Comedy is culture, and my favorite way of defining culture is to answer the question: “How do we do things here?”
Because I now spend my time in Beijing, studying the way Beijingers walk (fast, with little regard for traffic lights or other pedestrians), the way Beijingers speak (fast fast fast and then sloooow, stretching out certain words like 真的(zhen de) or “reaaaaally”), and how Beijingers interact, I have learned a distinctly Beijing type of Chinese.
Were I to be Chinese, I would surely be from Beijing. When I speak, walk, and live in Chinese, I am a Beijinger—and strangely enough, I was never more aware of this than in Taiwan.
The foreigners from the mainland tend to be louder than the Taiwanese, dress oddly compared to the Taiwanese, and stumble their way through common everyday occurrences by jay-walking and forgetting that there are no drinks allowed on the subway.
I realized that while speaking Chinese and walking through Taiwan, I didn’t feel like an American. I felt like a mainlander.
“How do we do things in Taipei?” Not the Beijing way, that’s for sure. My Beijing body language, with its large gestures, attracted stares as I walked down the street talking to friends. My Beijing cadence and sentence construction made people screw their brows up in confusion—apparently asking a ton of rhetorical questions isn’t the way they do things in Taiwan.
And my accent? That was what revealed me most of all. Adding in “–r” noises to the ends of words and clearly pronouncing the “Zh-“ “Ch-“ and “Sh-“ sounds made me stick out like a sore thumb.
I started to worry whether people would begin applying the stereotypes about mainlanders to me. The worst part of it was that Chinese Jesse actually seemed to embody those stereotypes pretty well. Whenever my brain asked the question “How do we do things here?” the gut reaction was always a little bit off.
Then I remembered: I’m white! Nobody, not one, not ever, will think I am a Mainland Chinese. They will just say, “He studied Chinese in the mainland,” and chalk everything else I do strangely to the fact that I’m white—not that I am a strange disembodied Beijinger. My identity crisis, ironically, had been solved from “with-out.”
The strange truth was that a lot of the aspects of Taiwan that conflicted my gut reactions to the culture question, “How do they do things here?” were actually things I liked about Taiwan. They conflicted with the Beijing part of me but not the American part of me. I was like Gollum from Lord of the Rings: I hated and loved Taiwan, as I hated and loved myself. The parts of me that loved America were glad when I was told politely not to bring a drink on the subway… but the part that loved the bustle and brashness of Beijing hissed loudly inside my head.

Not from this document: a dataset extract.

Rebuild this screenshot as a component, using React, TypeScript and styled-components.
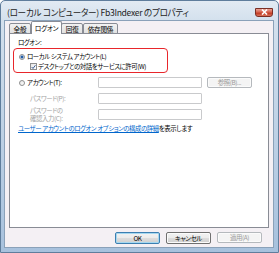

I had thought that I gained one identity when I grew up in America and another identity while living in China. But perhaps it isn’t so clear-cut: perhaps I still am just myself, a product of this strange and magical world that has allowed me to spend a good bit of my formative years six thousand miles from home, and these strange conflictions are merely a result of the fact that I am not a “pure” (as if such a state existed) representative of any one culture anymore—rather, I am a tribe of one, with the mannerisms and culture of someone who has lived my specific and exact experiences, and whose answer to the question “How do we do things here?” is constantly changing.